Wait a minute. So you gained over 100% of the lost points on EX, 50% on EQ and broke even on TU? If this is the case and one can actually gain points this way, wouldn't that be a strategy maybe 2 cycles before apping? Report 0% across the board, scores drop, next cycle report one small balance, scores go up higher than they originally were? Or maybe I'm misunderstanding what you meant.
I have come to realize that all CRAs are not pulling data from the same point in time for 3B reports. This can complicate comparison among CRAs.

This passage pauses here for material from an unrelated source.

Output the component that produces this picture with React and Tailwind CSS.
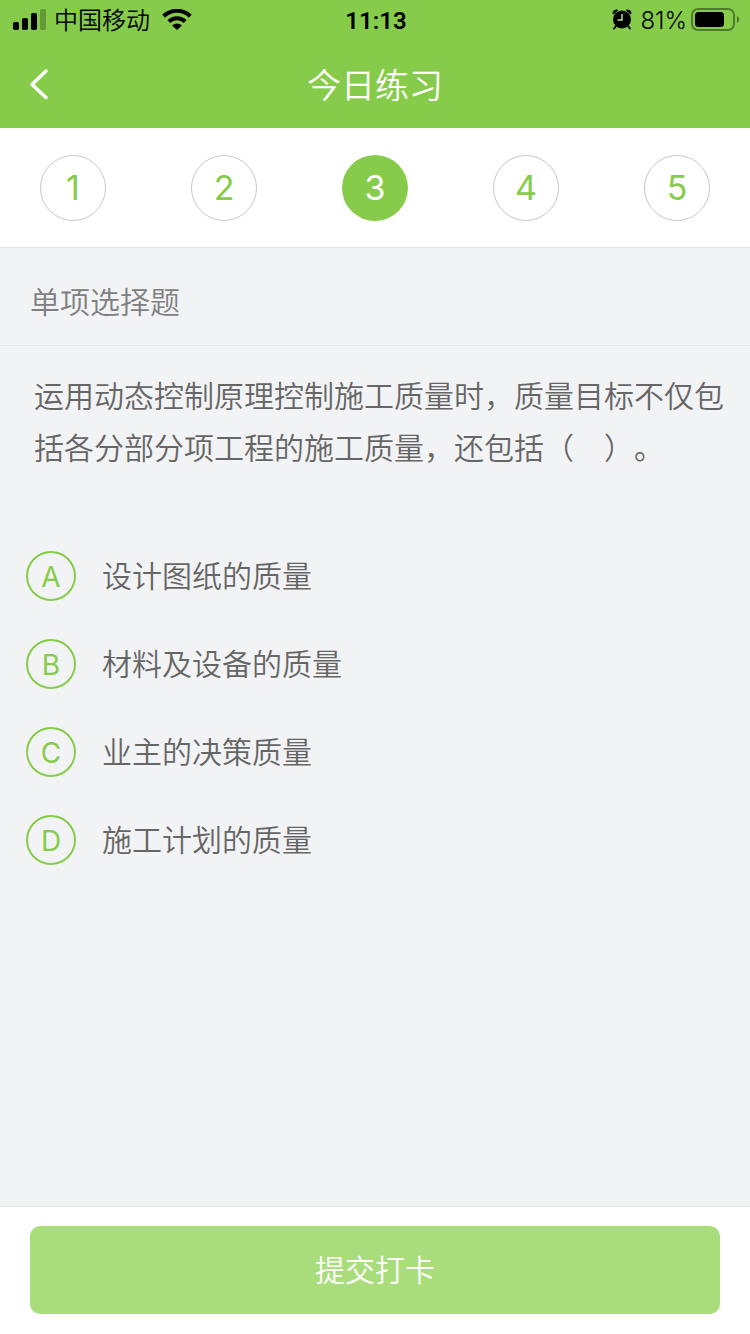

For example, I had 5 open accounts reporting balances for EQ and TU when I pulled my July 3B report. However, EX only showed 3 open accounts. This indicates results were caught in an account update transition in July with two PIF accounts not having updated on EQ and TU.For me it appears that EX data is slightly quicker to update than EQ and TU.
The next 3B pull I did just 3 weeks later showed 2 open accounts with balances on all 3 CRAs. (only one screen shot captured at the time)
Bottom line here is comparing the 3 CRAs against one another - even with the same 3B pulls can be skewed. To avoid this I try to pull 3Bs in the same timeframe each month during a 14 day window when I know none of my accounts are updating. For me that is from the 26th of one month to the 10th of the next month.
I jumped the gun in July with an early pull. Glad I did as that led to the August pull which uncovered some very useful data relative to how NPSL charge and AU credit cards are being treated with my file.